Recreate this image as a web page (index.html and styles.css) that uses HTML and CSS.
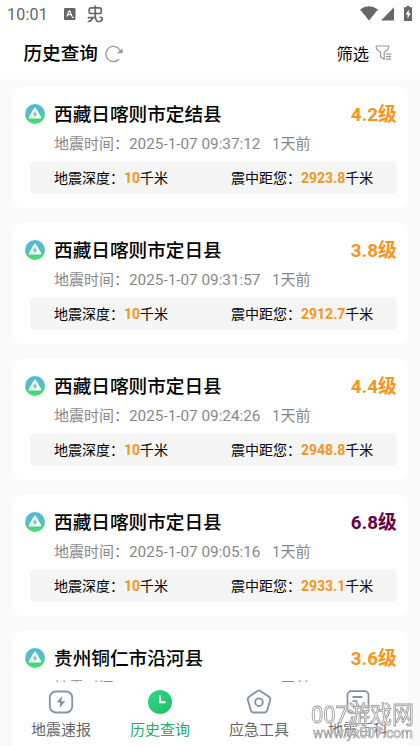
FILE: index.html
```html
<!DOCTYPE html>
<html lang="zh-CN">
<head>
<meta charset="utf-8">
<title>历史查询</title>
<link rel="stylesheet" href="styles.css">
</head>
<body>
<svg class="defs" width="0" height="0">
  <defs>
    <linearGradient id="quake-fill" x1="0" y1="0" x2="0" y2="1"><stop offset="0" stop-color="#5cb2e2"/><stop offset=".55" stop-color="#4fc4b4"/><stop offset=".75" stop-color="#43d77b"/><stop offset="1" stop-color="#43dc6d"/></linearGradient>
    <linearGradient id="clock-fill" x1="0" y1="0" x2="1" y2="1"><stop offset="0" stop-color="#2fd985"/><stop offset="1" stop-color="#20bd68"/></linearGradient>
    <symbol id="quake" viewBox="0 0 20 20"><circle cx="10" cy="10" r="10" fill="url(#quake-fill)"/><path d="M10 4.800 15.200 13.500H4.800Z" fill="#fff" stroke="#fff" stroke-width="2.200" stroke-linejoin="round"/><path d="M10.800 6.600 7.700 10.700H9.700L9.100 13.600 12.400 9.600H10.300Z" fill="#4fc0b2"/></symbol>
  </defs>
</svg>
<div class="app">
  <div class="status">
    <span class="clock">10:01</span>
    <svg class="s-app" width="12" height="12" viewBox="0 0 12 12"><rect width="11.500" height="12" rx="1.200" fill="#666"/><path d="M2.800 8.500 5 3h.8L8 8.500M3.700 6.600h3.400M8 9.300h2" fill="none" stroke="#fff" stroke-width="1.100"/></svg>
    <svg class="s-bug" width="17" height="18" viewBox="0 0 17 18"><path d="M8.300 1V12.500M4.500 2.900H12.500Q14.300 2.900 14.300 4.600V6.800Q14.300 8.500 12.500 8.500H4Q2.200 8.500 2.200 6.800V4.600Q2.200 2.900 4 2.900ZM1.500 12.600H7.500Q9 12.600 9 14.200 9.200 16.500 12 16.500 15.300 16.300 15.300 13.700 15 12 13.200 12.300M1.500 16.500Q4.500 16.300 5.300 13" fill="none" stroke="#666" stroke-width="1.700" stroke-linejoin="round" stroke-linecap="round"/></svg>
    <span class="grow"></span>
    <svg width="56" height="16" viewBox="0 0 56 16"><path d="M0 3.500Q9 -2.800 18 3.500L9 14.500Z" fill="#666"/><path d="M34 1.300V14.500H21Z" fill="#666"/><path d="M46.500 0h3v1.300H52V15H44V1.300h2.500Z" fill="#666"/><path d="M48.800 3.500 45.600 8.500h2v4L50.800 7.300h-2Z" fill="#fff"/></svg>
  </div>
  <div class="header">
    <h1>历史查询</h1>
    <svg class="refresh" width="18" height="18" viewBox="0 0 18 18"><path d="M15.200 5.500A7.600 7.600 0 1 0 14.200 14" fill="none" stroke="#999" stroke-width="1.300"/><path d="M17.600 3.200V8.200H12Z" fill="#999"/></svg>
    <span class="grow"></span>
    <span class="filter">筛选</span>
    <svg class="funnel" width="18" height="16" viewBox="0 0 18 16"><path d="M1.200 1H13.800Q14.300 3 12.500 4.800L9.200 7.500V14.300L5.600 12V7.300L2.300 4.800Q.8 3 1.200 1Z" fill="none" stroke="#999" stroke-width="1.200" stroke-linejoin="round"/><path d="M11 9.200h5.200M11 11.700h5.200M11 14.200h5.200" stroke="#999" stroke-width="1.200"/></svg>
  </div>
  <div class="list">
    <div class="card">
      <div class="top"><svg class="mark"><use href="#quake"/></svg><h2>西藏日喀则市定结县</h2><span class="level">4.2级</span></div>
      <div class="time">地震时间：<span class="date">2025-1-07 09:37:12</span><span>1天前</span></div>
      <div class="info"><span class="depth">地震深度：<b>10</b>千米</span><span>震中距您：<b>2923.8</b>千米</span></div>
    </div>
    <div class="card">
      <div class="top"><svg class="mark"><use href="#quake"/></svg><h2>西藏日喀则市定日县</h2><span class="level">3.8级</span></div>
      <div class="time">地震时间：<span class="date">2025-1-07 09:31:57</span><span>1天前</span></div>
      <div class="info"><span class="depth">地震深度：<b>10</b>千米</span><span>震中距您：<b>2912.7</b>千米</span></div>
    </div>
    <div class="card">
      <div class="top"><svg class="mark"><use href="#quake"/></svg><h2>西藏日喀则市定日县</h2><span class="level">4.4级</span></div>
      <div class="time">地震时间：<span class="date">2025-1-07 09:24:26</span><span>1天前</span></div>
      <div class="info"><span class="depth">地震深度：<b>10</b>千米</span><span>震中距您：<b>2948.8</b>千米</span></div>
    </div>
    <div class="card">
      <div class="top"><svg class="mark"><use href="#quake"/></svg><h2>西藏日喀则市定日县</h2><span class="level strong">6.8级</span></div>
      <div class="time">地震时间：<span class="date">2025-1-07 09:05:16</span><span>1天前</span></div>
      <div class="info"><span class="depth">地震深度：<b>10</b>千米</span><span>震中距您：<b>2933.1</b>千米</span></div>
    </div>
    <div class="card">
      <div class="top"><svg class="mark"><use href="#quake"/></svg><h2>贵州铜仁市沿河县</h2><span class="level">3.6级</span></div>
      <div class="time">地震时间：<span class="date">2025-1-07 09:01:22</span><span>1天前</span></div>
    </div>
  </div>
  <div class="tabs">
    <div class="tab"><svg width="26" height="26" viewBox="0 0 26 26"><rect x="1.800" y="2.500" width="22.400" height="21" rx="6" fill="none" stroke="#8591a9" stroke-width="1.800"/><path d="M14 7 8.600 13.500h3.600L11.600 19 17.300 12.200H13.500Z" fill="#8591a9"/></svg><span>地震速报</span></div>
    <div class="tab active"><svg width="26" height="26" viewBox="0 0 26 26"><circle cx="13" cy="13" r="12" fill="url(#clock-fill)"/><path d="M13 6.500V13.200H18.500" fill="none" stroke="#fff" stroke-width="2"/></svg><span>历史查询</span></div>
    <div class="tab"><svg width="26" height="26" viewBox="0 0 26 26"><path d="M11.500 1.900Q13 .9 14.500 1.900L23.200 8Q24.700 9.200 24.200 11L21 21.700Q20.500 23.500 18.600 23.500H7.400Q5.500 23.500 5 21.700L1.800 11Q1.300 9.200 2.800 8Z" fill="none" stroke="#8591a9" stroke-width="1.800"/><circle cx="13" cy="13.200" r="3.800" fill="none" stroke="#8591a9" stroke-width="1.900"/></svg><span>应急工具</span></div>
    <div class="tab"><svg width="26" height="26" viewBox="0 0 26 26"><rect x="2.500" y="2.200" width="21" height="22" rx="4" fill="none" stroke="#8591a9" stroke-width="1.800"/><path d="M7.500 8h10M7.500 12.200h5" stroke="#8591a9" stroke-width="1.800"/></svg><span>地震百科</span></div>
  </div>
  <svg class="watermark" width="112" height="46" viewBox="0 0 112 46"><text class="site" x="3" y="23" textLength="103" lengthAdjust="spacingAndGlyphs">007游戏网</text><text class="url" x="5" y="38" textLength="100" lengthAdjust="spacingAndGlyphs">www.yx007.com</text></svg>
</div>
</body>
</html>
```

FILE: styles.css
```css
* { box-sizing: border-box; margin: 0; padding: 0; }
body { font-family: Roboto, "Noto Sans CJK SC", sans-serif; background: #fff; color: #000; overflow: hidden; }
svg { display: block; flex: none; }
.defs { position: absolute; }
.app { position: relative; width: 420px; height: 746px; display: flex; flex-direction: column; overflow: hidden; background: linear-gradient(#fff 79px, #fafafa 79px); }
.grow { flex: 1; }
.status { height: 28px; display: flex; align-items: center; padding: 0 4px 0 7px; color: #666; }
.clock { font-size: 16px; width: 57px; letter-spacing: .25px; padding-top: 1px; }
.s-bug { margin-left: 11px; }
.header { height: 51px; display: flex; align-items: center; padding: 0 27px 0 23.500px; }
h1 { font-size: 18.600px; font-weight: 500; line-height: 26px; }
.refresh { margin-left: 7.500px; }
.filter { font-size: 16.300px; margin-right: 6px; padding-bottom: 2px; }
.funnel { margin-bottom: 1px; }
.list { height: 603px; padding: 8px 12px 0; background: #fafafa; overflow: hidden; display: flex; flex-direction: column; gap: 15px; }
.card { flex: none; height: 121px; padding: 14px 11px 14px 13px; background: #fff; border-radius: 10px; }
.top { display: flex; align-items: center; height: 27px; }
.mark { width: 20px; height: 20px; margin-right: 9px; margin-bottom: 1px; }
h2 { flex: 1; font-size: 18.650px; font-weight: 500; line-height: 27px; white-space: nowrap; padding-top: 2px; }
.level { font-size: 18.800px; font-weight: 700; line-height: 27px; padding-top: 2px; letter-spacing: .1px; color: #f7931e; }
.level.strong { color: #660044; }
.time { margin-left: 29px; height: 33px; line-height: 33px; font-size: 15px; color: #888; white-space: nowrap; }
.date { display: inline-block; width: 143px; font-size: 15.300px; }
.info { display: flex; align-items: center; height: 33px; margin-left: 5px; padding: 0 0 2px 24px; border-radius: 5px; background: #f5f5f5; font-size: 14px; white-space: nowrap; }
.depth { width: 177px; }
.info b { color: #f7931e; font-weight: 700; }
.tabs { flex: 1; display: flex; padding: 7px 0 0; margin: 0 12px; background: #fff; }
.tab { flex: 1; display: flex; flex-direction: column; align-items: center; gap: 4px; font-size: 15px; line-height: 22px; color: #666; }
.tab svg { margin-right: 1px; }
.tab span { margin-right: 1px; }
.tab.active { color: #24ac68; }
.watermark { position: absolute; left: 308px; top: 700px; filter: drop-shadow(0 0 1px #fff); }
.watermark text { fill: rgba(255,255,255,.65); stroke: #999; }
.site { font: 400 24px Roboto, "Noto Sans CJK SC", sans-serif; stroke-width: .9px; }
.url { font: 400 14px Roboto, sans-serif; stroke-width: .7px; }
```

**Required task**
Copy all lines from the material that hold "index".

**Final answer**
Recreate this image as a web page (index.html and styles.css) that uses HTML and CSS.
FILE: index.html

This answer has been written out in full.